-- Aim --
Determine how many lines in the entries below include "index". The reply should be that number and nothing else.

[Front-end source files]
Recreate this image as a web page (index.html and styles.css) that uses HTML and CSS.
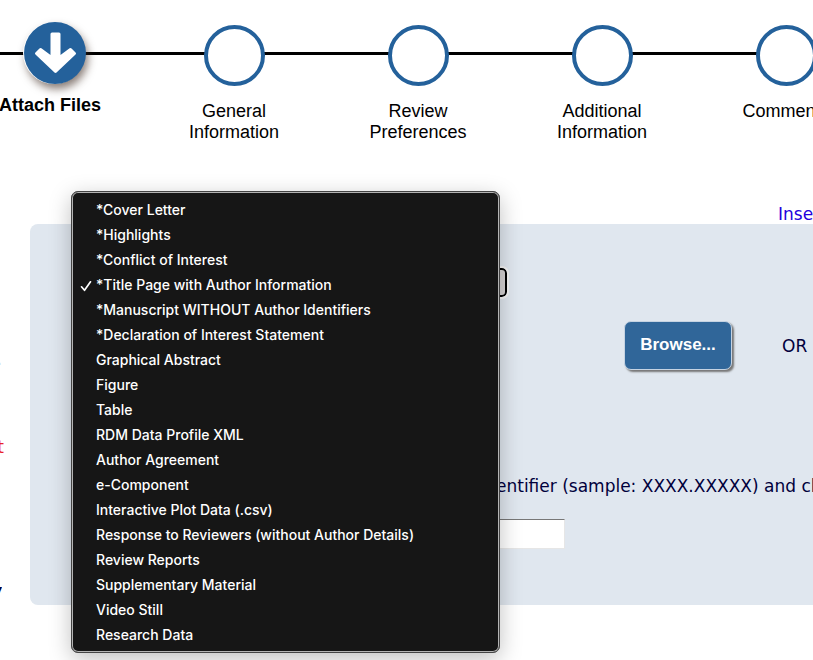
FILE: index.html
```html
<!DOCTYPE html>
<html lang="en">
<head>
<meta charset="utf-8">
<title>Attach Files</title>
<link rel="stylesheet" href="styles.css">
</head>
<body>
<nav class="progress" aria-label="Submission steps">
  <ol class="steps">
    <li class="step step-active" aria-current="step">
      <span class="dot"><svg viewBox="0 0 62 62" aria-hidden="true"><path d="M28 12H35V36L46.500 27.500L50.500 31.500L31.500 49.500L12.500 31.500L16.500 27.500L28 36Z" fill="#fff" stroke="#fff" stroke-width="3" stroke-linejoin="round"/></svg></span>
      <span class="label">Attach Files</span>
    </li>
    <li class="step"><span class="dot"></span><span class="label">General<br>Information</span></li>
    <li class="step"><span class="dot"></span><span class="label">Review<br>Preferences</span></li>
    <li class="step"><span class="dot"></span><span class="label">Additional<br>Information</span></li>
    <li class="step"><span class="dot"></span><span class="label">Comments</span></li>
  </ol>
</nav>
<main class="content">
  <aside class="notes">
    <p class="note note-faint">.</p>
    <p class="note note-red">t</p>
    <p class="note note-strong">w</p>
  </aside>
  <section class="work">
    <div class="links"><a href="#">Insert</a></div>
    <form class="panel">
      <div class="type-field">
        <select class="type-select" aria-label="Item type"><option></option></select>
        <ul class="menu" role="listbox" aria-label="Item type">
          <li role="option">*Cover Letter</li>
          <li role="option">*Highlights</li>
          <li role="option">*Conflict of Interest</li>
          <li role="option" aria-selected="true"><svg class="check" viewBox="0 0 12 12" aria-hidden="true"><path d="M1.500 6.800L4.500 10.300L10.500 1.800" fill="none" stroke="#fff" stroke-width="1.700" stroke-linecap="round" stroke-linejoin="round"/></svg>*Title Page with Author Information</li>
          <li role="option">*Manuscript WITHOUT Author Identifiers</li>
          <li role="option">*Declaration of Interest Statement</li>
          <li role="option">Graphical Abstract</li>
          <li role="option">Figure</li>
          <li role="option">Table</li>
          <li role="option">RDM Data Profile XML</li>
          <li role="option">Author Agreement</li>
          <li role="option">e-Component</li>
          <li role="option">Interactive Plot Data (.csv)</li>
          <li role="option">Response to Reviewers (without Author Details)</li>
          <li role="option">Review Reports</li>
          <li role="option">Supplementary Material</li>
          <li role="option">Video Still</li>
          <li role="option">Research Data</li>
        </ul>
      </div>
      <div class="upload">
        <button class="browse" type="button">Browse...</button>
        <span>OR</span>
      </div>
      <label class="hint" for="identifier">entifier (sample: XXXX.XXXXX) and click</label>
      <input class="identifier" id="identifier" type="text">
    </form>
  </section>
</main>
</body>
</html>
```
FILE: styles.css
```css
* { box-sizing: border-box; }

body {
  margin: 0;
  min-height: 100vh;
  background: #fff;
  color: #00003c;
  font: 17px/24px "DejaVu Sans", sans-serif;
}

.progress {
  padding-top: 22px;
  overflow: hidden;
  font: 18px/21px "Liberation Sans", sans-serif;
  color: #000;
  background: linear-gradient(#000, #000) 0 52px / calc(100% - 28px) 3px no-repeat;
}

.steps {
  display: flex;
  margin: 0 0 0 -42px;
  padding: 0;
  list-style: none;
}

.step {
  flex: 0 0 184px;
  display: flex;
  flex-direction: column;
  align-items: center;
  gap: 15px;
  padding-top: 3px;
  text-align: center;
}

.dot {
  width: 61px;
  height: 61px;
  border: 4px solid #24619b;
  border-radius: 50%;
  background: #fff;
}

.step-active {
  gap: 11px;
  padding-top: 0;
  font-weight: bold;
}

.step-active .dot {
  width: 62px;
  height: 62px;
  margin-left: 10px;
  border: 0;
  background: #24619b;
  box-shadow: -1px 0 0 #fff, 2px 5px 9px rgba(60, 40, 30, 0.6);
}

.dot svg { display: block; }

.content {
  display: flex;
  padding: 59px 0 55px;
  overflow: hidden;
}

.notes {
  flex: 0 0 30px;
  padding-top: 145px;
}

.note {
  display: flex;
  justify-content: flex-end;
  width: 4px;
  margin: 0;
  overflow: hidden;
}

.note-faint { height: 88px; color: #aaa; width: 2px; }
.note-red { height: 144px; color: #e8202c; }
.note-strong { width: 2px; font-style: italic; font-weight: bold; }

.work {
  flex: 1;
  min-width: 0;
}

.links {
  height: 22px;
  padding-left: 748px;
}

.links a {
  color: #2200dd;
  text-decoration: none;
}

.panel {
  display: flex;
  flex-direction: column;
  align-items: flex-start;
  padding: 44px 0 56px 60px;
  border-radius: 8px 0 0 8px;
  background: #e0e7ef;
  white-space: nowrap;
}

.type-field { position: relative; }

.type-select {
  display: block;
  appearance: none;
  width: 417px;
  height: 29px;
  border: 2px solid #000;
  border-radius: 5px;
  background: #d5d2d2;
  outline: 2px solid #f4f4f4;
}

.menu {
  position: absolute;
  top: -77px;
  left: -19px;
  width: 429px;
  margin: 0;
  padding: 5px 0 5px 24px;
  border: 1px solid #b0b0b0;
  outline: 1px solid #444;
  outline-offset: -1px;
  border-radius: 7px;
  background: #161616;
  box-shadow: inset 0 0 0 1px #b4b4b4, 0 6px 22px rgba(0, 0, 0, 0.25);
  color: #fff;
  font: 500 14px/25px Inter, sans-serif;
  list-style: none;
}

.menu li {
  position: relative;
}

.check {
  position: absolute;
  top: 8px;
  left: -16px;
  width: 12px;
  height: 12px;
}

.upload {
  display: flex;
  align-items: center;
  gap: 50px;
  margin-top: 24px;
  padding-left: 534px;
}

.browse {
  width: 108px;
  height: 49px;
  padding: 0 0 2px;
  border: 1px solid #c5d3e2;
  border-radius: 7px;
  background: #306699;
  box-shadow: 2px 2px 2px #777;
  color: #fff;
  font: bold 17px "Liberation Sans", sans-serif;
}

.hint {
  margin-top: 104px;
  padding-left: 406px;
}

.identifier {
  width: 475px;
  height: 30px;
  margin-top: 21px;
  border: 1px solid #e6e6e6;
  border-top-color: #777;
  background: #fff;
}
```
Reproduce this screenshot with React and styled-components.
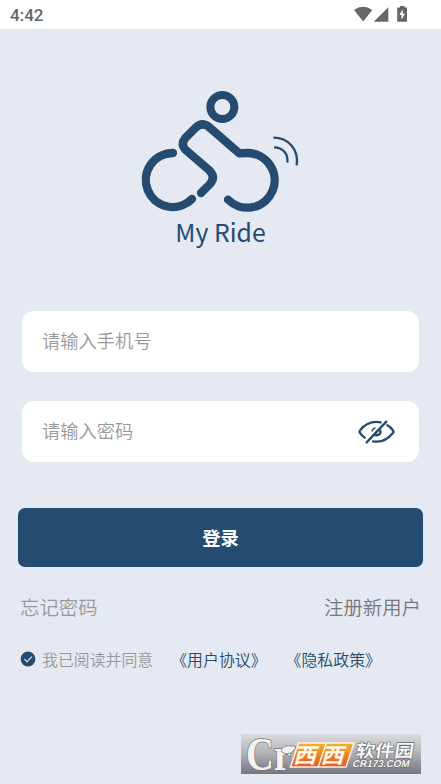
import React, { useState } from 'react';
import styled, { createGlobalStyle } from 'styled-components';

const GlobalStyle = createGlobalStyle`
  * {
    box-sizing: border-box;
  }

  body {
    margin: 0;
    background: #e5e9f1;
    font-family: 'Noto Sans CJK SC', 'Noto Sans', sans-serif;
  }
`;

const RideLogo = () => (
  <LogoArt viewBox="0 0 540 405" fill="none" stroke="#254b70" strokeLinecap="round" strokeLinejoin="round">
    <circle cx="277" cy="81" r="36" strokeWidth="24" />
    <g strokeWidth="25">
      <path d="M129 219 A81 81 0 1 0 186 357" />
      <path d="M213 339 L239 313 Q258 293 239 272 L166 209 Q151 192 166 174 L196 144 Q216 124 237 141 L328 220 Q340 219 353 219 A82 82 0 1 1 294 359" />
    </g>
    <g strokeWidth="7" strokeLinecap="butt">
      <path d="M430 173 C475 173 507 208 500 256" />
      <path d="M432 202 C459 202 475 222 472 248" />
    </g>
  </LogoArt>
);

const EyeOff = () => (
  <EyeArt viewBox="0 0 114 78">
    <path d="M71 10 C43 5 22 18 10 33 Q5 38 10 43 Q15 50 23 56" />
    <path d="M91 19 Q101 25 107 33 Q112 38 107 43 C91 63 70 71 48 67" />
    <path d="M88 8 L29 70" />
    <path d="M69 34 C74 43 65 51 54 48" />
    <path d="M45 36 Q47 29 54 27" strokeWidth="4" />
  </EyeArt>
);

const StatusIcons = () => (
  <svg width="54" height="17" viewBox="0 0 54 17" fill="#666">
    <path d="M0 4 Q9 -2.5 18.3 4 L9.2 15.5 Z" />
    <path d="M34.3 1.2 V15.7 H19.7 Z" />
    <path fillRule="evenodd" d="M46 0 H50.5 V1.5 H53 V15.8 H43.2 V1.5 H46 Z M48.8 3.5 L45.3 9 H47.5 V13.5 L51 7.8 H48.8 Z" />
  </svg>
);

const SiteBadge = () => (
  <BadgeArt viewBox="0 0 180 40">
    <defs>
      <linearGradient id="steel" x1="0" y1="0" x2="0" y2="1">
        <stop offset="0" stopColor="#dbdcdf" />
        <stop offset="0.5" stopColor="#aeb0b4" />
        <stop offset="1" stopColor="#76777c" />
      </linearGradient>
      <linearGradient id="amber" x1="0" y1="0" x2="0" y2="1">
        <stop offset="0" stopColor="#f5b12d" />
        <stop offset="1" stopColor="#e4572a" />
      </linearGradient>
    </defs>
    <rect width="180" height="40" fill="url(#steel)" />
    <Serif x="5" y="35.5" textLength="45">Cr</Serif>
    <path d="M40 17 C43 10 49 12 55 12.5 C52 20 45 22 40 17 Z" fill="#f2f2f2" stroke="#77787b" strokeWidth="0.8" />
    <path d="M57.5 9 H113 L105 33 H49.5 Z" fill="url(#amber)" stroke="#fff2df" strokeWidth="1.5" />
    <path d="M85.5 8.5 L77 33.5" stroke="#fff2df" strokeWidth="1.5" />
    <g transform="translate(52 29) skewX(-15)">
      <Orange textLength="23">西</Orange>
      <Orange x="27.5" textLength="23">西</Orange>
    </g>
    <g transform="translate(114 22.5) skewX(-8)">
      <Silver fontSize="17.5" textLength="58">软件园</Silver>
    </g>
    <g transform="translate(111 33.3) skewX(-12)">
      <Domain textLength="57">CR173.COM</Domain>
    </g>
  </BadgeArt>
);

const App = () => {
  const [agreed, setAgreed] = useState(true);

  return (
    <>
      <GlobalStyle />
      <Screen>
        <StatusBar>
          <Clock>4:42</Clock>
          <StatusIcons />
        </StatusBar>
        <Brand>
          <RideLogo />
          <BrandName>My Ride</BrandName>
        </Brand>
        <Form>
          <Field>
            <Input type="tel" placeholder="请输入手机号" />
          </Field>
          <Field>
            <Input type="password" placeholder="请输入密码" />
            <EyeOff />
          </Field>
        </Form>
        <LoginButton>登录</LoginButton>
        <Links>
          <TextLink>忘记密码</TextLink>
          <TextLink $dark>注册新用户</TextLink>
        </Links>
        <Agreement>
          <Check type="button" onClick={() => setAgreed(!agreed)}>
            <svg width="16" height="16" viewBox="0 0 16 16" fill="none">
              <circle cx="8" cy="8" r="7.4" fill={agreed ? '#254b70' : '#fff'} />
              <path d="M4.4 8.2 L7 10.7 L12 5.7" stroke="#e5e9f1" strokeWidth="1.1" />
            </svg>
          </Check>
          <span>我已阅读并同意</span>
          <Policy $gap={18}>《用户协议》</Policy>
          <Policy $gap={19}>《隐私政策》</Policy>
        </Agreement>
        <Badge>
          <SiteBadge />
        </Badge>
      </Screen>
    </>
  );
};

const Screen = styled.div`
  position: relative;
  display: flex;
  flex-direction: column;
  width: 441px;
  height: 784px;
  overflow: hidden;
  background: #e5e9f1;
`;

const StatusBar = styled.header`
  display: flex;
  align-items: center;
  justify-content: space-between;
  height: 29px;
  padding: 0 33.5px 0 10px;
  background: #fff;
`;

const Clock = styled.span`
  font-family: Roboto, sans-serif;
  font-size: 17px;
  font-weight: 500;
  line-height: 20px;
  padding-top: 1px;
  color: #666;
`;

const Brand = styled.div`
  display: flex;
  flex-direction: column;
  align-items: center;
  height: 282px;
  padding-top: 51px;
`;

const LogoArt = styled.svg`
  width: 180px;
  height: 135px;
  margin-right: 2px;
`;

const BrandName = styled.div`
  margin-top: -2px;
  font-size: 24.8px;
  line-height: 36px;
  color: #254b70;
`;

const Form = styled.div`
  display: flex;
  flex-direction: column;
  gap: 29px;
  padding: 0 22px;
`;

const Field = styled.label`
  display: flex;
  align-items: center;
  height: 61px;
  padding: 0 24px 0 20px;
  border-radius: 12px;
  background: #fff;
`;

const Input = styled.input`
  flex: 1;
  min-width: 0;
  padding: 0 0 3px;
  border: none;
  outline: none;
  background: none;
  font-family: inherit;
  font-size: 18.3px;
  font-weight: 350;
  color: #333;

  &::placeholder {
    color: #999;
  }
`;

const EyeArt = styled.svg`
  width: 38px;
  height: 26px;
  fill: none;
  stroke: #254b70;
  stroke-width: 7px;
  stroke-linecap: round;
`;

const LoginButton = styled.button`
  height: 59px;
  margin: 46px 18px 0;
  padding: 0 0 2px;
  border: none;
  border-radius: 7px;
  background: #254b70;
  color: #fff;
  font-family: inherit;
  font-size: 18.3px;
  font-weight: 700;
`;

const Links = styled.div`
  display: flex;
  justify-content: space-between;
  margin-top: 26px;
  padding: 0 20px;
`;

const TextLink = styled.span`
  font-size: 19.4px;
  font-weight: 350;
  line-height: 28px;
  color: ${({ $dark }) => ($dark ? '#777' : '#999')};
`;

const Agreement = styled.div`
  display: flex;
  align-items: center;
  height: 24px;
  margin-top: 26px;
  padding-left: 20px;
  font-size: 15.9px;
  font-weight: 350;
  color: #999;
`;

const Check = styled.button`
  display: flex;
  margin-right: 6px;
  padding: 0;
  border: none;
  background: none;
`;

const Policy = styled.span`
  margin-left: ${({ $gap }) => $gap}px;
  color: #254b70;
`;

const Badge = styled.div`
  position: absolute;
  right: 20px;
  bottom: 10px;
  display: flex;
`;

const BadgeArt = styled.svg`
  width: 180px;
  height: 40px;
  overflow: visible;
`;

const Serif = styled.text.attrs({ lengthAdjust: 'spacingAndGlyphs' })`
  font-family: 'Liberation Serif', serif;
  font-size: 47px;
  font-weight: 700;
  fill: #f2f2f2;
  stroke: #77787b;
  stroke-width: 1.6px;
  paint-order: stroke;
`;

const Orange = styled.text.attrs({ lengthAdjust: 'spacingAndGlyphs' })`
  font-size: 21px;
  font-weight: 700;
  fill: #fff7e8;
`;

const Silver = styled.text.attrs({ lengthAdjust: 'spacingAndGlyphs' })`
  font-weight: 700;
  fill: #f6f6f6;
  stroke: #67686c;
  stroke-width: 1.2px;
  paint-order: stroke;
`;

const Domain = styled(Silver)`
  font-family: 'Liberation Sans', sans-serif;
  font-size: 10px;
`;

export default App;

-- Full response --
2